Vandaar dus dat uw opmerkingen over WFH, Van dongen, Mondriaan, die dus  niet uitvoerig aan bod komen, mij merkwaardig voorkomen.

À propos Rudy K, die heb ik verschillende malen gesproken. En vanzelfsprekend heb ik (onder veel meer) ook Portnoys boek geraadpleegd.  Betekende haar boek voor jou werkelijk dat daarmee ‘zijn hele verhaal’ al eens was opgetekend? In de uitvoerige reconstructie in Hoogtij ld S. van K’s Parijse leven zijn haar aantekeningen toch vooral toegevoegde (heerlijke!)fragmenten en anekdotes?

Tenslotte Sartre.

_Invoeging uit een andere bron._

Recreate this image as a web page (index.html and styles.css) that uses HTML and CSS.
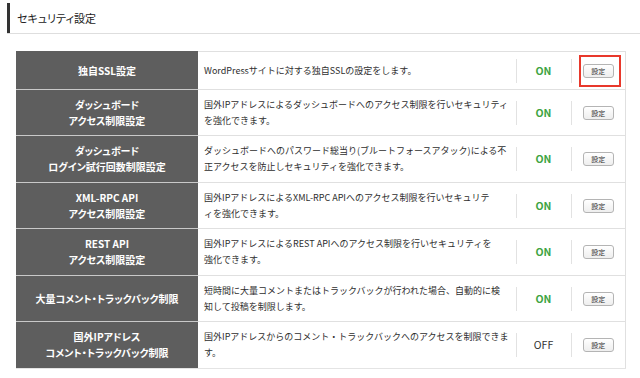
FILE: index.html
```html
<!DOCTYPE html>
<html lang="ja">
<head>
	<meta charset="UTF-8">
	<title>セキュリティ設定</title>
	<link rel="stylesheet" href="styles.css">
</head>
<body>
<main>
	<div class="title-wrap">
		<h1 class="page-title">セキュリティ設定</h1>
	</div>

	<table class="security">
		<colgroup>
			<col class="col-name">
			<col class="col-desc">
			<col class="col-state">
			<col class="col-action">
		</colgroup>
		<tr class="short">
			<th>独自SSL設定</th>
			<td class="desc">WordPressサイトに対する独自SSLの設定をします。</td>
			<td class="state"><div class="sep on">ON</div></td>
			<td class="action"><div class="sep"><span class="btn-wrap"><button type="button" class="btn">設定</button><span class="highlight"></span></span></div></td>
		</tr>
		<tr>
			<th>ダッシュボード<br>アクセス制限設定</th>
			<td class="desc">国外IPアドレスによるダッシュボードへのアクセス制限を行いセキュリティ<br>を強化できます。</td>
			<td class="state"><div class="sep on">ON</div></td>
			<td class="action"><div class="sep"><button type="button" class="btn">設定</button></div></td>
		</tr>
		<tr class="tall">
			<th>ダッシュボード<br>ログイン試行回数制限設定</th>
			<td class="desc">ダッシュボードへのパスワード総当り(ブルートフォースアタック)による不<br>正アクセスを防止しセキュリティを強化できます。</td>
			<td class="state"><div class="sep on">ON</div></td>
			<td class="action"><div class="sep"><button type="button" class="btn">設定</button></div></td>
		</tr>
		<tr>
			<th>XML-RPC API<br>アクセス制限設定</th>
			<td class="desc">国外IPアドレスによるXML-RPC APIへのアクセス制限を行いセキュリテ<br>ィを強化できます。</td>
			<td class="state"><div class="sep on">ON</div></td>
			<td class="action"><div class="sep"><button type="button" class="btn">設定</button></div></td>
		</tr>
		<tr class="tall">
			<th>REST API<br>アクセス制限設定</th>
			<td class="desc">国外IPアドレスによるREST APIへのアクセス制限を行いセキュリティを<br>強化できます。</td>
			<td class="state"><div class="sep on">ON</div></td>
			<td class="action"><div class="sep"><button type="button" class="btn">設定</button></div></td>
		</tr>
		<tr>
			<th>大量コメント・トラックバック制限</th>
			<td class="desc">短時間に大量コメントまたはトラックバックが行われた場合、自動的に検<br>知して投稿を制限します。</td>
			<td class="state"><div class="sep on">ON</div></td>
			<td class="action"><div class="sep"><button type="button" class="btn">設定</button></div></td>
		</tr>
		<tr class="tall">
			<th>国外IPアドレス<br>コメント・トラックバック制限</th>
			<td class="desc">国外IPアドレスからのコメント・トラックバックへのアクセスを制限できま<br>す。</td>
			<td class="state"><div class="sep off">OFF</div></td>
			<td class="action"><div class="sep"><button type="button" class="btn">設定</button></div></td>
		</tr>
	</table>
</main>
</body>
</html>
```

FILE: styles.css
```css
body{
	margin: 0;
	background: #fff;
	color: #333;
	font-family: "Noto Sans CJK JP", "Noto Sans", sans-serif;
}

/* page heading */
.title-wrap{
	margin: 3px 0 0 7px;
	border-bottom: 1px solid #dedede;
}
.page-title{
	margin: 0;
	height: 30px;
	line-height: 30px;
	padding-left: 7px;
	border-left: 3px solid #333;
	font-size: 11px;
	font-weight: normal;
	font-feature-settings: "palt";
	color: #222;
}

/* settings table */
.security{
	margin: 17px 0 0 16px;
	width: 609px;
	border-collapse: collapse;
	table-layout: fixed;
}
.col-name{ width: 181px; }
.col-desc{ width: 318px; }
.col-state{ width: 55px; }
.col-action{ width: 55px; }

.security th,
.security td{
	height: 45px;
	padding: 0;
	vertical-align: middle;
	line-height: 16px;
}
.security tr.short th,
.security tr.short td{
	height: 37px;
}
.security tr.tall th,
.security tr.tall td{
	height: 46px;
}
.security th{
	background: #5e5e5e;
	color: #fff;
	font-size: 10px;
	font-weight: bold;
	font-feature-settings: "palt";
	text-align: center;
	border: 1px solid #5e5e5e;
	border-bottom: 1px solid #c9c9c9;
}
.security td{
	border-top: 1px solid #e0e0e0;
	border-bottom: 1px solid #e0e0e0;
}
.security tr:last-child th,
.security tr:last-child td{
	border-bottom: 1px solid #e4e4e4;
}
.security td.desc{
	padding-left: 6px;
	font-size: 9px;
	white-space: nowrap;
	color: #2e2e2e;
}
.security td.action{
	border-right: 1px solid #e0e0e0;
}

.sep{
	height: 24px;
	border-left: 1px solid #e2e2e2;
	display: flex;
	align-items: center;
	justify-content: center;
}
.on{
	color: #3ea443;
	font-weight: bold;
	font-size: 10.5px;
}
.off{
	color: #333;
	font-size: 10.5px;
}

.btn{
	width: 31px;
	height: 14px;
	padding: 0;
	border: 1px solid #b4b4b4;
	border-radius: 3px;
	background: linear-gradient(#ffffff, #eeeeee);
	font-family: "Noto Sans CJK JP", sans-serif;
	font-size: 7px;
	line-height: 12px;
	color: #333;
	display: block;
}
.btn-wrap{
	position: relative;
	display: block;
}
.highlight{
	position: absolute;
	left: -4px;
	top: -9px;
	width: 42px;
	height: 32px;
	box-sizing: border-box;
	border: 2px solid #e8382b;
}
```
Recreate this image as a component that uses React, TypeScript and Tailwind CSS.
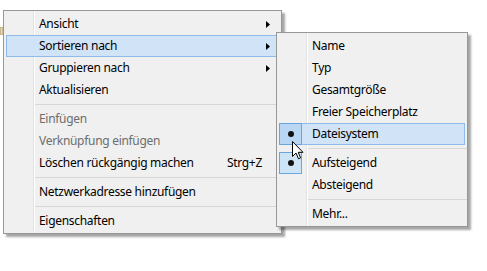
import React from "react";

const font = {
  fontFamily: '"Segoe UI", "Noto Sans", "Liberation Sans", sans-serif',
  letterSpacing: "-0.3px",
};

function Arrow() {
  return (
    <svg width="4" height="7" viewBox="0 0 4 7" className="ml-auto mr-[8px] shrink-0">
      <path d="M0 0 L4 3.5 L0 7 Z" fill="#000" />
    </svg>
  );
}

type Item = {
  label: string;
  arrow?: boolean;
  disabled?: boolean;
  hl?: boolean;
  shortcut?: string;
  checked?: boolean;
};

function Row({ it }: { it: Item }) {
  return (
    <div
      className={`h-[22px] mx-[2px] flex items-center border ${
        it.hl ? "bg-[#d1e3f6] border-[#8fbbe8]" : "border-transparent"
      }`}
    >
      <div className="w-[24px] self-stretch flex">
        {it.checked && (
          <div
            className={`-ml-px -my-px w-[23px] h-[22px] border border-[#6aa7e0] flex items-center justify-center ${
              it.hl ? "bg-[#b9d7f2]" : "bg-[#cde3f6]"
            }`}
          >
            <div className="w-[6px] h-[6px] rounded-full bg-[#111]" />
          </div>
        )}
      </div>
      <span
        className={`ml-[8px] text-[12px] whitespace-nowrap ${
          it.disabled ? "text-[#6d6d6d]" : "text-black"
        }`}
      >
        {it.label}
      </span>
      {it.shortcut && (
        <span className="ml-auto mr-[16px] text-[12px] text-black">{it.shortcut}</span>
      )}
      {it.arrow && <Arrow />}
    </div>
  );
}

function Sep() {
  return (
    <div className="h-[7px] flex items-center pl-[31px]">
      <div className="h-px bg-[#d7d7d7] flex-1" />
    </div>
  );
}

function Menu({ groups, className }: { groups: Item[][]; className: string }) {
  return (
    <div
      className={`absolute bg-[#f0f0f0] border border-[#979797] shadow-[3px_3px_2px_rgba(0,0,0,0.35)] ${className}`}
    >
      <div className="absolute left-[29px] top-0 bottom-0 w-px bg-[#e2e2e2]" />
      <div className="absolute left-[30px] top-0 bottom-0 w-px bg-white" />
      <div className="relative flex flex-col pt-[2px] pb-[1px]">
        {groups.map((g, gi) => (
          <React.Fragment key={gi}>
            {gi > 0 && <Sep />}
            {g.map((it) => (
              <Row key={it.label} it={it} />
            ))}
          </React.Fragment>
        ))}
      </div>
    </div>
  );
}

export default function App() {
  const main: Item[][] = [
    [
      { label: "Ansicht", arrow: true },
      { label: "Sortieren nach", arrow: true, hl: true },
      { label: "Gruppieren nach", arrow: true },
      { label: "Aktualisieren" },
    ],
    [
      { label: "Einfügen", disabled: true },
      { label: "Verknüpfung einfügen", disabled: true },
      { label: "Löschen rückgängig machen", shortcut: "Strg+Z" },
    ],
    [{ label: "Netzwerkadresse hinzufügen" }],
    [{ label: "Eigenschaften" }],
  ];
  const sub: Item[][] = [
    [
      { label: "Name" },
      { label: "Typ" },
      { label: "Gesamtgröße" },
      { label: "Freier Speicherplatz" },
      { label: "Dateisystem", checked: true, hl: true },
    ],
    [{ label: "Aufsteigend", checked: true }, { label: "Absteigend" }],
    [{ label: "Mehr..." }],
  ];
  return (
    <div className="relative w-[487px] h-[271px] bg-white overflow-hidden" style={font}>
      <div className="absolute left-0 top-[27px] w-[3px] h-[8px] bg-[#e8dcc0] border border-[#c8b890]" />
      <Menu groups={main} className="left-[3px] top-[10px] w-[279px]" />
      <Menu groups={sub} className="left-[276px] top-[32px] w-[192px]" />
      {/* Cursor */}
      <svg className="absolute left-[292px] top-[141px]" width="12" height="19" viewBox="0 0 12 19">
        <path
          d="M0.5 0.5 L0.5 15.5 L4 12 L6.5 17.8 L8.6 16.9 L6.2 11.3 L11 11.3 Z"
          fill="#fff"
          stroke="#000"
          strokeWidth="1"
        />
      </svg>
    </div>
  );
}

Natuurlijk, je hebt gelijk dat waarschijnlijk ‘iedereen’ zo langzamerhand wel weet dat-ie in Coupole en Flore zat. (mocht het je boeien: ik weet z’n exacte tafeltje in Le Flore, maar heb daar lezer maar niet mee verveeld) Maar ook, veel info die ik over zijn cafeleven te weten ben gekomen is voor een Nederlandse lezer nieuwe kost. En, Max, zeg nou zelf, als je die twee zo belangrijke etablissementen (voor Nederlanders toen en nu) in historisch perspectief zet en beschrijft, kun je het dan maken om die schele met pijp nergens te noemen? Ik vermoed dat ik ongeveer weet hoe de kritiek dan weer zou luiden!

Hoe dan ook, ik waardeer, nogmaals, je geschonken aandacht aan t boek zeer; en misverstanden zijn er om weg te nemen.